Luke Holden wrote a beautiful report on the program’s first year, in which he concludes, “The development of the Lucidity’s Upcycling dept. shows that it takes time, forethought and manpower, and it also necessitates the participation of a community to be most effective.  When communities in Santa Barbara became aware of Lucidity’s request to rescue materials, resources began to flow ever more consistently from an ever increasing number of sources.” Dave Moore sees the need for better storage solutions, and adds, “My real wish as we move into the future, is to develop more ways to redirect materials after the festival to community projects. Last year we re-used redwood planks to make planter boxes at a local school. We want more opportunities like that.”

4 Essential Tips for Anyone Wanting to Upcycle, from Dave Moore

1. Keep your eyes open, there are harvestable resources everywhere.

2. Use technology. Craigslist, Freecycle, Yerdle, are the big gifting sites but there are other smaller local ones out there.

3. Don’t be afraid to ask. There are treasures to be had. Be direct be bold and ask for something that you see sitting in that storage yard.

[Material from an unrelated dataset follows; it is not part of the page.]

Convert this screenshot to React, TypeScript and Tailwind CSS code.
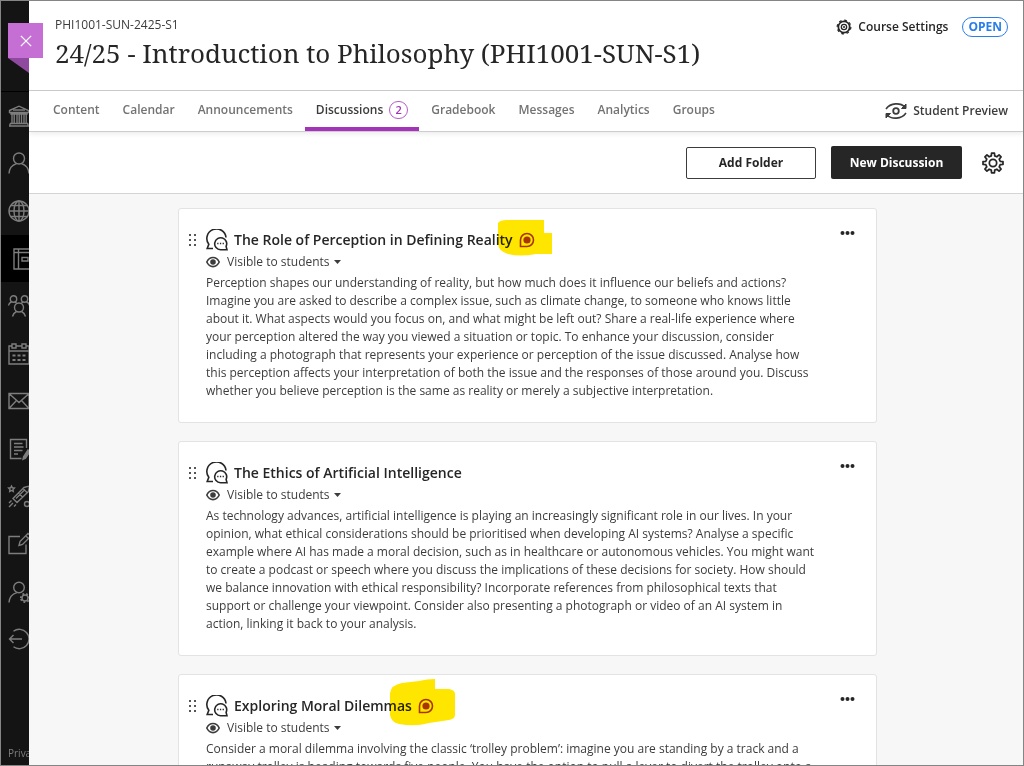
import type { ReactNode } from 'react'
import { clsx } from 'clsx'

type NavItem = {
  id: string
  label: string
  active?: boolean
  icon: ReactNode
}

type Discussion = {
  id: string
  title: string
  body: string
  highlight?: string
}

const NAV_ITEMS: NavItem[] = [
  {
    id: 'institution',
    label: 'Institution Page',
    icon: (
      <>
        <path d="M1.5 5.5 11 1.2l9.500 4.300v2H1.500zM3 7.500V9h16V7.500M1 21h20M2 18.500h18M2 18.500V21M20 18.500V21" />
        <path d="M4 9v9.500M6.200 9v9.500M9 9v9.500M11.200 9v9.500M13.500 9v9.500M16 9v9.500M18.200 9v9.500M5 5h12" />
      </>
    ),
  },
  {
    id: 'profile',
    label: 'Profile',
    icon: (
      <>
        <circle cx="11" cy="6.500" r="5.500" />
        <path d="M1 21.500c.3-5 3.500-8.500 7.500-9.800M13.500 11.700c4 1.300 7.200 4.800 7.500 9.800" />
      </>
    ),
  },
  {
    id: 'activity',
    label: 'Activity',
    icon: (
      <>
        <circle cx="11" cy="11" r="10" />
        <ellipse cx="11" cy="11" rx="5" ry="10" />
        <path d="M11 1v20M1 11h20M2.800 5.500h16.400M2.800 16.500h16.400" />
      </>
    ),
  },
  {
    id: 'courses',
    label: 'Courses',
    active: true,
    icon: (
      <>
        <path d="M6 1h20v20H6zM6 4.500h18M10.500 1v20" />
        <path d="M14 9.500h6v3.500h-6z" />
      </>
    ),
  },
  {
    id: 'organisations',
    label: 'Organisations',
    icon: (
      <>
        <circle cx="5.500" cy="4" r="3.200" />
        <circle cx="16.500" cy="4" r="3.200" />
        <circle cx="11" cy="12.500" r="4.500" />
        <path d="M.5 10.500c.3-2 1.500-3 3-3.500M7 7l2 1.500M21.500 10.500c-.3-2-1.500-3-3-3.500M15 7l-2 1.500M4.500 21.500c.7-2.500 2-4 4-5M17.500 21.500c-.7-2.500-2-4-4-5" />
      </>
    ),
  },
  {
    id: 'calendar',
    label: 'Calendar',
    icon: (
      <>
        <path d="M4 3H1v18h20V3h-3M8 3h6M1 8h20M4 1h4v4H4zM14 1h4v4h-4z" />
        <path strokeWidth="2.200" d="M4.500 12.500h3M9.500 12.500h3M14.500 12.500h3M4.500 17h3M9.500 17h3M14.500 17h3" />
      </>
    ),
  },
  {
    id: 'messages',
    label: 'Messages',
    icon: <path d="M1 3.500h20v15H1zM1 3.500l10 9 10-9M1 18.500l7.500-8M21 18.500l-7.500-8" />,
  },
  {
    id: 'marks',
    label: 'Marks',
    icon: (
      <>
        <path d="M18.500 10V1.500H2.500v19h11M6 5.500h8.500M6 9h9.500M6 12.500h8.500M6 16h4" />
        <path d="m15.500 19 4.500-7 2 1.300-4.500 7-2.500 1z" fill="currentColor" />
      </>
    ),
  },
  {
    id: 'assist',
    label: 'Assist',
    icon: (
      <>
        <path d="m5 13.500 11-11 5.500-1.500-1 5.500-11.500 11zM8 13.500l9-9M5 13.500l4 4M15 3.500l4 4M10.500 8l4 4" />
        <path d="m3.500 1 .9 1.800 2 .3-1.400 1.400.3 2-1.800-1-1.800 1 .3-2L.6 3.100l2-.3z" />
        <circle cx="19" cy="19" r="2.500" />
        <path d="M3.500 15.500 1 18M5 18l-4 4M8 19.500l-2 2" />
      </>
    ),
  },
  {
    id: 'tools',
    label: 'Tools',
    icon: <path d="M12 3.500H1v17h17v-9M11 12.500l1-4 8-8L23 3l-8.500 8.500zM17.500 2.500l3 3" />,
  },
  {
    id: 'admin',
    label: 'Admin',
    icon: (
      <>
        <circle cx="11" cy="6.500" r="5.300" />
        <path d="M1 21.500c.3-5 3.500-8.500 8-9.800" />
        <circle cx="17" cy="17" r="3" />
        <path strokeDasharray="1.800 2" strokeWidth="1.800" d="M12.800 17a4.200 4.200 0 1 1 8.400 0 4.200 4.200 0 1 1-8.400 0" />
      </>
    ),
  },
  {
    id: 'sign-out',
    label: 'Sign Out',
    icon: <path d="M5.500 3.200a9.700 9.700 0 1 1 0 15.600M14 11H1.500M5.500 7l-4 4 4 4" />,
  },
]

const TABS = [
  { label: 'Content' },
  { label: 'Calendar' },
  { label: 'Announcements' },
  { label: 'Discussions', count: 2 },
  { label: 'Gradebook' },
  { label: 'Messages' },
  { label: 'Analytics' },
  { label: 'Groups' },
]

const DISCUSSIONS: Discussion[] = [
  {
    id: 'perception',
    title: 'The Role of Perception in Defining Reality',
    body: 'Perception shapes our understanding of reality, but how much does it influence our beliefs and actions? Imagine you are asked to describe a complex issue, such as climate change, to someone who knows little about it. What aspects would you focus on, and what might be left out? Share a real-life experience where your perception altered the way you viewed a situation or topic. To enhance your discussion, consider including a photograph that represents your experience or perception of the issue discussed. Analyse how this perception affects your interpretation of both the issue and the responses of those around you. Discuss whether you believe perception is the same as reality or merely a subjective interpretation.',
    highlight: 'M8 8Q10 5 17 5H54V18H62V39H46Q30 42 18 39Q8 36 8 28Z',
  },
  {
    id: 'ethics',
    title: 'The Ethics of Artificial Intelligence',
    body: 'As technology advances, artificial intelligence is playing an increasingly significant role in our lives. In your opinion, what ethical considerations should be prioritised when developing AI systems? Analyse a specific example where AI has made a moral decision, such as in healthcare or autonomous vehicles. You might want to create a podcast or speech where you discuss the implications of these decisions for society. How should we balance innovation with ethical responsibility? Incorporate references from philosophical texts that support or challenge your viewpoint. Consider also presenting a photograph or video of an AI system in action, linking it back to your analysis.',
  },
  {
    id: 'dilemmas',
    title: 'Exploring Moral Dilemmas',
    body: 'Consider a moral dilemma involving the classic ‘trolley problem’: imagine you are standing by a track and a runaway trolley is heading towards five people. You have the option to pull a lever to divert the trolley onto a',
    highlight: 'M1 12Q2 4 13 2L30 0Q38-2 46-2V8H60Q66 9 66 13V34Q66 38 60 39L40 42Q26 46 10 43Q2 41 1 34Z',
  },
]

function gearPath(teeth: number, outer: number, inner: number) {
  const points: string[] = []
  const step = (Math.PI * 2) / teeth
  for (let i = 0; i < teeth; i++) {
    const a = i * step - Math.PI / 2
    const corners = [
      [a - step * 0.3, inner],
      [a - step * 0.18, outer],
      [a + step * 0.18, outer],
      [a + step * 0.3, inner],
    ]
    corners.forEach(([angle, r]) => {
      points.push(`${(12 + Math.cos(angle) * r).toFixed(2)} ${(12 + Math.sin(angle) * r).toFixed(2)}`)
    })
  }
  return `M${points.join('L')}Z`
}

function DiscussionIcon() {
  return (
    <svg viewBox="0 0 22 22" fill="none" stroke="currentColor" strokeWidth="1.600" className="size-[22px] shrink-0" aria-hidden="true">
      <path d="M7 19.500H1.200l1.600-4.200A9.600 9.600 0 1 1 20 8.500" />
      <path d="M21 20.800h-6.500a6 6 0 1 1 5.600-3.400z" />
      <path d="M11.200 14.500h1.300M13.900 14.500h1.300M16.600 14.500h1.300" strokeWidth="1.400" />
    </svg>
  )
}

function EyeIcon() {
  return (
    <svg viewBox="0 0 14 12" fill="none" stroke="currentColor" strokeWidth="1.600" className="h-3 w-3.5 shrink-0" aria-hidden="true">
      <path d="M.8 6C3.500-.1 10.500-.1 13.200 6 10.500 12.100 3.500 12.100.8 6Z" />
      <circle cx="7" cy="6" r="2" fill="currentColor" />
    </svg>
  )
}

function UnreadMarker({ highlight }: { highlight: string }) {
  return (
    <span className="relative ml-1.5 inline-flex" title="New activity">
      <svg viewBox="0 0 16 16" fill="none" stroke="#a83a1b" strokeWidth="1.600" className="size-4" aria-hidden="true">
        <path d="M1.500 14.500V8A6.500 6.500 0 1 1 8 14.500z" />
        <circle cx="8" cy="8" r="3.600" fill="#a83a1b" stroke="none" />
      </svg>
      {/* marker pen over the badge */}
      <svg viewBox="0 0 70 46" className="absolute -top-[17px] -left-[29px] h-[46px] w-[70px] max-w-none overflow-visible mix-blend-multiply" aria-hidden="true">
        <path d={highlight} fill="#ffe600" />
      </svg>
    </span>
  )
}

function Sidebar() {
  return (
    <nav aria-label="Main" className="relative flex w-7 shrink-0 flex-col bg-[#141414] text-[#7d7d7d]">
      <div className="h-[91px] shrink-0 border-b border-black" />
      <ul className="flex h-[571px] shrink-0 flex-col overflow-hidden">
        {NAV_ITEMS.map((item) => (
          <li key={item.id} className="min-h-0 flex-1">
            <a
              href="#"
              aria-label={item.label}
              className={clsx('flex h-full items-center pl-[7px]', item.active && 'bg-black')}
            >
              <svg viewBox="0 0 22 22" fill="none" stroke="currentColor" strokeWidth="1.400" className="size-[22px] shrink-0 overflow-visible" aria-hidden="true">
                {item.icon}
              </svg>
            </a>
          </li>
        ))}
      </ul>
      <a href="#" className="mt-auto overflow-hidden pb-1 pl-[7px] text-[10px] leading-4 whitespace-nowrap">
        Privacy
      </a>
      <div className="absolute top-[22px] left-[7px] z-10">
        <button type="button" aria-label="Close course" className="flex size-[35px] items-center justify-center bg-[#c56fd5] text-white">
          <svg viewBox="0 0 14 14" fill="none" stroke="currentColor" strokeWidth="1.500" className="size-3" aria-hidden="true">
            <path d="m1 1 12 12M13 1 1 13" />
          </svg>
        </button>
        <svg viewBox="0 0 21 15" className="h-[15px] w-[21px]" aria-hidden="true">
          <path d="M0 0h21v15z" fill="#8f4a9f" />
        </svg>
      </div>
    </nav>
  )
}

function CourseHeader() {
  return (
    <header className="flex h-[90px] shrink-0 items-start justify-between border-b border-[#cdcdcd] bg-white pr-[15px] pl-[26px]">
      <div>
        <p className="pt-4 text-[12px] leading-4 text-[#3c3c3c]">PHI1001-SUN-2425-S1</p>
        <h1 className="mt-0.5 font-['Noto_Serif','DejaVu_Serif',serif] text-[26px] leading-9 whitespace-nowrap">
          24/25 - Introduction to Philosophy (PHI1001-SUN-S1)
        </h1>
      </div>
      <div className="flex items-center gap-3.5 pt-4">
        <button type="button" className="flex items-center gap-1.5 text-[12px] leading-5 font-semibold">
          <svg viewBox="0 0 24 24" fill="none" stroke="currentColor" className="size-4" aria-hidden="true">
            <circle cx="12" cy="12" r="8.500" strokeWidth="2.600" />
            <circle cx="12" cy="12" r="10.300" strokeWidth="1.800" strokeDasharray="4 4.090" />
            <circle cx="12" cy="12" r="4" strokeWidth="2" />
            <circle cx="12" cy="12" r="1.500" fill="currentColor" stroke="none" />
          </svg>
          Course Settings
        </button>
        <button type="button" className="rounded-full border border-[#2b7de9] px-[5px] text-[12px] leading-[18px] font-bold text-[#2b7de9]">
          OPEN
        </button>
      </div>
    </header>
  )
}

function CourseTabs() {
  return (
    <div className="relative flex h-[41px] shrink-0 items-stretch justify-between border-b border-[#cdcdcd] bg-white pr-[15px] pl-[13px] shadow-[0_2px_5px_rgba(0,0,0,0.08)]">
      <nav aria-label="Course" className="flex gap-px">
        {TABS.map((tab) => (
          <a
            key={tab.label}
            href="#"
            className={clsx(
              'flex items-center gap-1.5 border-b-4 px-[11px] pt-0.5 text-[12px] leading-5 font-semibold',
              tab.count ? 'border-[#a333b8] text-[#3c3c3c]' : 'border-transparent text-[#737373]'
            )}
          >
            {tab.label}
            {tab.count && (
              <span className="flex h-[18px] w-[19px] items-center justify-center rounded-full border border-[#b85cc9] text-[11px] font-semibold text-[#a333b8]">
                {tab.count}
              </span>
            )}
          </a>
        ))}
      </nav>
      <button type="button" className="flex items-center gap-1.5 text-[12px] leading-5 font-semibold text-[#3c3c3c]">
        <svg viewBox="0 0 22 16" fill="none" stroke="currentColor" strokeWidth="1.600" className="h-4 w-[22px]" aria-hidden="true">
          <path d="M1 6C5.500-.5 15.500-.5 20 4M21 10C16.500 16.500 6.500 16.500 2 12" />
          <path d="M21 1v4.500h-4.500zM1 15v-4.500h4.500z" fill="currentColor" strokeWidth="1" />
          <circle cx="11" cy="8" r="2.800" strokeWidth="1.800" />
        </svg>
        Student Preview
      </button>
    </div>
  )
}

function Toolbar() {
  return (
    <div className="flex h-[62px] shrink-0 items-center justify-end border-b border-[#d4d4d4] bg-white pr-[19px] text-[12px] leading-5 font-bold">
      <button type="button" className="h-8 w-[130px] rounded-xs border border-[#3c3c3c]">
        Add Folder
      </button>
      <button type="button" className="ml-[15px] h-[33px] w-[131px] rounded-xs bg-[#262626] text-white">
        New Discussion
      </button>
      <button type="button" aria-label="Discussion settings" className="ml-5">
        <svg viewBox="0 0 24 24" fill="none" stroke="currentColor" strokeWidth="1.900" strokeLinejoin="round" className="size-[22px]" aria-hidden="true">
          <path d={gearPath(8, 11, 8)} />
          <circle cx="12" cy="12" r="4" />
        </svg>
      </button>
    </div>
  )
}

function DiscussionCard({ discussion }: { discussion: Discussion }) {
  return (
    <article className="flex shrink-0 items-start rounded-[3px] border border-[#e3e3e3] bg-white pt-[19px] pr-[21px] pb-[22px] pl-2.5">
      <button type="button" aria-label={`Reorder ${discussion.title}`} className="mt-[5px] mr-[9px] text-[#555]">
        <svg viewBox="0 0 8 14" fill="currentColor" className="h-3.5 w-2" aria-hidden="true">
          <path d="M0 1h2v2H0zM5 1h2v2H5zM0 6h2v2H0zM5 6h2v2H5zM0 11h2v2H0zM5 11h2v2H5z" />
        </svg>
      </button>
      <div className="min-w-0 flex-1">
        <h2 className="flex h-6 items-center text-[14px] leading-6 font-semibold">
          <DiscussionIcon />
          <a href="#" className="ml-1.5">{discussion.title}</a>
          {discussion.highlight && <UnreadMarker highlight={discussion.highlight} />}
        </h2>
        <button type="button" className="flex h-5 items-center text-[12px] leading-5 text-[#3c3c3c]">
          <EyeIcon />
          <span className="ml-[7px]">Visible to students</span>
          <svg viewBox="0 0 7 4" className="ml-1 h-1 w-[7px]" aria-hidden="true">
            <path d="M0 0h7L3.500 4z" fill="currentColor" />
          </svg>
        </button>
        <p className="mt-0.5 max-w-[609px] text-[12px] leading-[18px] text-[#3c3c3c]">{discussion.body}</p>
      </div>
      <button type="button" aria-label={`More options for ${discussion.title}`} className="mt-0.5">
        <svg viewBox="0 0 15 6" fill="currentColor" className="h-1.5 w-[15px]" aria-hidden="true">
          <circle cx="2.500" cy="3" r="2" />
          <circle cx="7.500" cy="3" r="2" />
          <circle cx="12.500" cy="3" r="2" />
        </svg>
      </button>
    </article>
  )
}

export default function App() {
  return (
    <div className="flex h-screen overflow-hidden border border-[#858585] bg-white font-['Open_Sans',sans-serif] text-[#262626]">
      <Sidebar />
      <div className="flex min-w-0 flex-1 flex-col">
        <CourseHeader />
        <CourseTabs />
        <Toolbar />
        <main className="min-h-0 flex-1 overflow-hidden bg-[#f7f7f7] pt-3.5 pl-[3px]">
          <div className="mx-auto flex max-w-[699px] flex-col gap-[18px]">
            {DISCUSSIONS.map((discussion) => (
              <DiscussionCard key={discussion.id} discussion={discussion} />
            ))}
          </div>
        </main>
      </div>
    </div>
  )
}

4. Make it mutually beneficial. Figure out ways to be of service to the people who have the items you need be helpful, keep your appointments and leave it cleaner than when you got there.

“Anything that has been used, battered and loved can be made anew” —Dave Moore

One thought on “4 Ways to Get Started Community Upcycling

  1. Aloha Dave,
    I am very proud of you. you left out the part that the City of Oxnard made Art clean out his carport when it got so full of “stuff” you couldn’t safely get in the door.